The connection to the world wide web makes it possible, firstly, to remotely control the objects and, secondly, for the objects themselves to be used as service providers. These new capabilities of common objects open the way to numerous possibilities in both academic and industrial fields. However, these possibilities entail risks and entail major technical and social challenges
What is the Industrial IoT (IIo)T?
The IIoT consists of machines connected to the Internet and advanced analytics platforms that process the data produced by the machines. IIoT devices range from tiny environmental sensors to complex industrial robots. The word “industrial” may bring to mind warehouses, shipyards, and industrial facilities, but IIoT technologies can also do much for a wide range of industries, including agriculture, healthcare, financial services, retail, and advertising.
Through the analysis of this information delivered by IoT, it is possible to obtain more efficient production, increased productivity and operational excellence. According to a study conducted by TCS, industrial managers using IIoT solutions saw an increase in revenues of 28.5% between 2013 and 2014. According to a study made by Accenture, the preventive maintenance of the machines made with the support of IIoT generates a savings of 12% in scheduled maintenance charges, which allows a 30% reduction in total maintenance costs and a 70% reduction in machine downtime.
A major McKinsey study shows that the economic impact of the Internet of Things (IoT) applications in 2025 will be between $3.9 and $11.1 trillion. From these figures, about $1.2 to $3.7 trillion will be divided into the Internet of Things applications in the manufacturing industry.
Well ahead of IoT in the industry: how to define the strategy for Industry 4.0
PWC brings an interesting framework on how to work the industry 4.0 and digital transformation mechanisms. Perhaps these are the first steps for us to think about the present and future IoT in the industry.

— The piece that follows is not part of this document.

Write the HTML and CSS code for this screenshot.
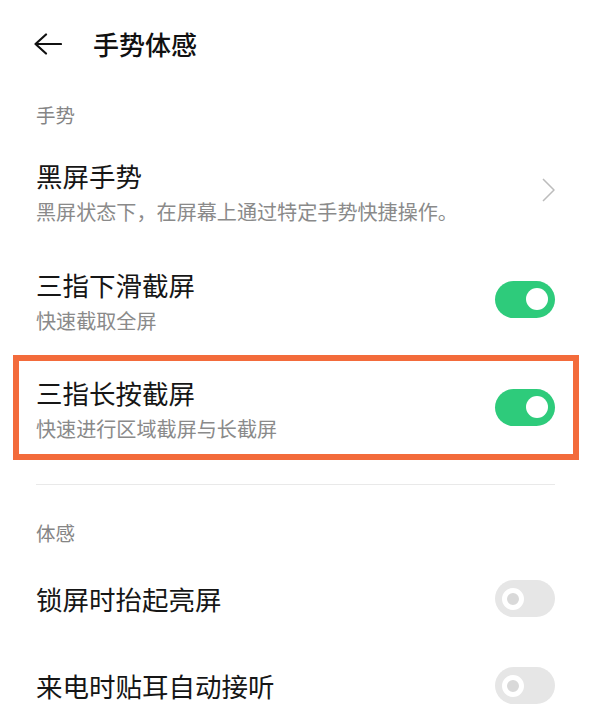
FILE: index.html
```html
<!DOCTYPE html>
<html lang="zh-CN">
<head>
<meta charset="utf-8">
<title>手势体感</title>
<link rel="stylesheet" href="styles.css">
</head>
<body>
<div class="page">
  <header class="header">
    <svg class="back" width="28" height="22" viewBox="0 0 28 22" aria-hidden="true">
      <path d="M1.5 11 H27 M12 1.5 L1.5 11 L12 20.5" fill="none" stroke="#111" stroke-width="2.2" stroke-linecap="round" stroke-linejoin="round"/>
    </svg>
    <h1 class="title">手势体感</h1>
  </header>

  <div class="section-label first">手势</div>

  <div class="row row-a">
    <div class="text">
      <div class="row-title">黑屏手势</div>
      <div class="row-sub">黑屏状态下，在屏幕上通过特定手势快捷操作。</div>
    </div>
    <svg class="chevron" width="13" height="24" viewBox="0 0 13 24" aria-hidden="true">
      <path d="M1 1 L12 12 L1 23" fill="none" stroke="#bcbcbc" stroke-width="1.5" stroke-linejoin="round"/>
    </svg>
  </div>

  <div class="row row-b">
    <div class="text">
      <div class="row-title">三指下滑截屏</div>
      <div class="row-sub">快速截取全屏</div>
    </div>
    <div class="toggle on lifted"><span class="knob"></span></div>
  </div>

  <div class="highlight">
    <div class="row row-c">
      <div class="text">
        <div class="row-title">三指长按截屏</div>
        <div class="row-sub">快速进行区域截屏与长截屏</div>
      </div>
      <div class="toggle on lifted"><span class="knob"></span></div>
    </div>
  </div>

  <div class="divider"></div>

  <div class="section-label second">体感</div>

  <div class="row single">
    <div class="row-title">锁屏时抬起亮屏</div>
    <div class="toggle off"><span class="knob"></span></div>
  </div>

  <div class="row single">
    <div class="row-title">来电时贴耳自动接听</div>
    <div class="toggle off"><span class="knob"></span></div>
  </div>
</div>
</body>
</html>
```

FILE: styles.css
```css
* { box-sizing: border-box; }
html, body { margin: 0; padding: 0; background: #fff; }
body {
  font-family: "Noto Sans CJK SC", "Noto Sans", sans-serif;
  color: #1a1a1a;
  width: 599px;
  height: 726px;
  overflow: hidden;
}
.page { display: flex; flex-direction: column; }

.header {
  height: 88px;
  display: flex;
  align-items: center;
  padding-left: 34px;
}
.back { display: block; flex: none; }
.title {
  margin: 0 0 0 31px;
  font-size: 26px;
  font-weight: 500;
  line-height: 34px;
  color: #111;
}

.section-label {
  height: 52px;
  display: flex;
  align-items: center;
  padding-left: 36px;
  font-size: 19.5px;
  color: #858585;
}
.section-label.second { margin-top: 24px; height: 46px; }

.row {
  display: flex;
  align-items: center;
  justify-content: space-between;
  padding: 0 44px 0 36px;
}
.row-a { padding-top: 19px; padding-bottom: 21px; }
.row-b { padding-top: 20px; padding-bottom: 19px; }
.row-c { padding: 15px 18px 10px 17px; }
.row.single { height: 87px; }

.text { display: flex; flex-direction: column; }
.row-title {
  font-size: 26.5px;
  line-height: 34px;
  color: #161616;
}
.row-sub {
  margin-top: 4px;
  font-size: 20.1px;
  line-height: 30px;
  color: #8a8a8a;
}
.chevron { display: block; flex: none; margin-top: -6px; }

.highlight {
  margin: 0 20px 0 13px;
  border: 6px solid #f36b3b;
}

.divider {
  margin: 24px 44px 0 36px;
  height: 1px;
  background: #e9e9e9;
}

.toggle {
  flex: none;
  width: 60px;
  height: 37px;
  border-radius: 18.5px;
  display: flex;
  align-items: center;
  padding: 0 7px;
}
.toggle.lifted { margin-top: -6px; }
.toggle.on { background: #2ecb7b; justify-content: flex-end; }
.toggle.off { background: #e6e6e6; justify-content: flex-start; }
.knob {
  width: 22px;
  height: 22px;
  border-radius: 50%;
  background: #fff;
}
.toggle.off .knob {
  background: #d9d9d9;
  border: 5px solid #fff;
}
```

The strategy will define all the steps to be taken for the company to go digital. It is necessary:
a) to evaluate the current digital maturity and define clear objectives for the next five years;
b) to prioritize measures that will bring greater benefits to the company;
c) leadership of the company aligned and willing to support and defend the approach to be followed.
Develop data analysis capabilities
Identifying and gathering the best information, sharing it for the proper purposes and analysing it effectively will be critical for more informed decision making. It is crucial to use data to improve products and processes by developing direct links between the decision-making process and the development of intelligent systems.
Developing pilot projects
Use pilot projects to present the concepts and demonstrate the added value they can bring to the company. Once successful examples are gathered, it will be easier to win the approval of the company’s management and ensure larger investments. Creating partnerships with leading start-ups and digital companies is a good strategy to accelerate the digital innovation process.
Becoming a digital company
The decision to execute a digital transformation in the company must be taken into account, with leadership, commitment and vision by the management. In order to adopt a digital culture, all employees must be aligned with this objective, in the way they think and act, experimenting with new technologies and learning new ways to execute.
Define the necessary core competencies
The most successful approaches are to analyze the capabilities needed to run new digital business models. To implement a new competence it is necessary to consider four strategic dimensions: organization, people, processes and technology. It is necessary to develop strategies to implement new technologies, which also stimulate people and which can be beneficial to the operationalization of the company.
Actively plan an approach to the digital ecosystem
The development of products and services to meet consumer demand is crucial. The real advances in performance occur when you actively seek to understand consumers behaviour, allowing you to define the role of your company in a future ecosystem of partners, suppliers and consumers.
How and where to apply the state of the art in IoT in the industry?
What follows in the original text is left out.